Young woman sitting at a computer with headphones taking an online course.

Some 1.4 million people have attempted suicide. That these numbers count “attempted” suicides is testament to the power individuals possess to prevent suicide if they pay attention to the signs and take swift and appropriate action. When you’re educated, you’re empowered. It’s why Aetna offers several training opportunities to employees, members and communities.

Partnering with the American Foundation for Suicide Prevention (AFSP), Aetna has made Talk Saves Lives, an instructor-led or online, self-paced training program, available to all CVS Health colleagues through its Employee Assistance Program (EAP). The digital version, which takes only about an hour to complete and has no need for prior knowledge or experience, is also available to Behavioral Health and Resources for Living members.

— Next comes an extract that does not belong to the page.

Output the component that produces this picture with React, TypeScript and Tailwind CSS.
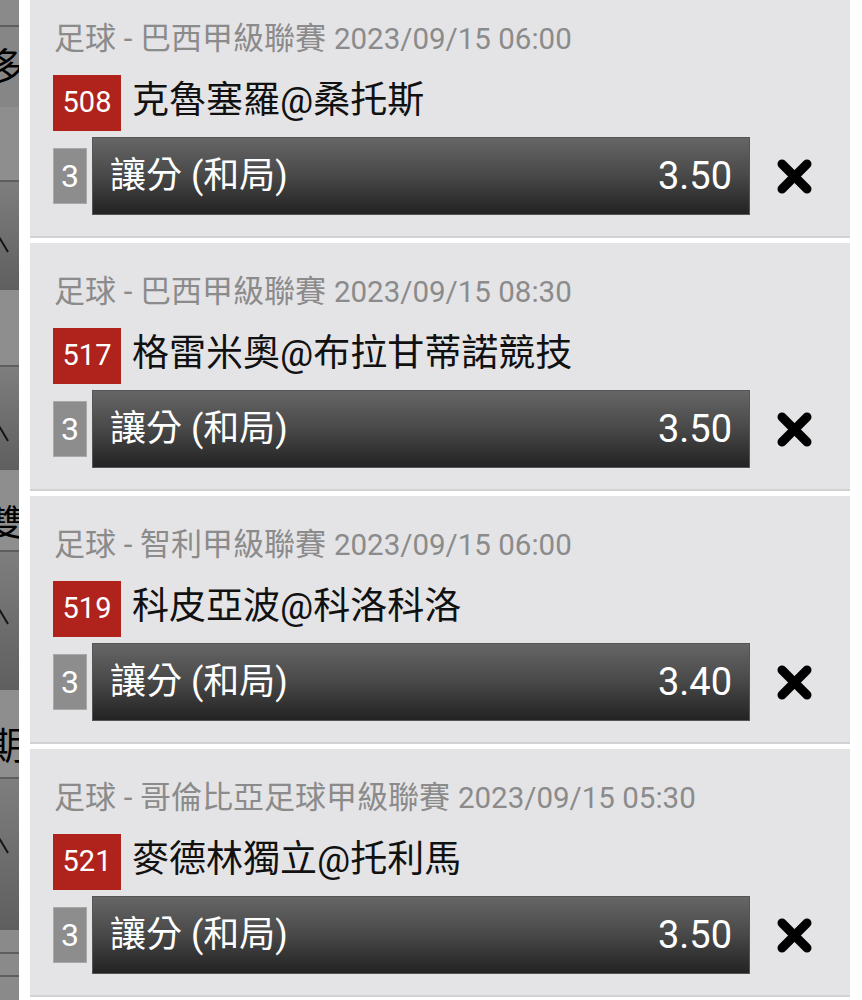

The training enables learners to recognize signs of suicide ideation and engage in conversations with those appearing at risk or whom they are concerned about.

Many Aetna employees who interact with members as part of their jobs have been trained on a more intensive suicide prevention program called Mental Health First Aid. It’s an eight-hour, in-person course that teaches those enrolled how to spot the signs and symptoms of suicidal ideation and provides evidence-based approaches to intervening. On successful completion, attendees receive a certificate good for three years. In addition, Aetna customers who want to offer the course to their employees as part of their medical benefits can request that inclusion. The training is available virtually, so people can learn Mental Health First Aid from wherever they may be located. 

As adolescents and young adults are among the highest risk groups for suicide, Aetna is also partnering with AFSP and other industry experts to offer programs geared toward high school and college students. These programs focus on providing baseline information about the risk of suicide and how students can help their peers by paying attention to warning signs and knowing how to support each other in seeking help. 

Finally, Aetna is invested in finding solutions to bring targeted training programs to local communities across the nation to increase awareness and reach the goal of reducing suicide.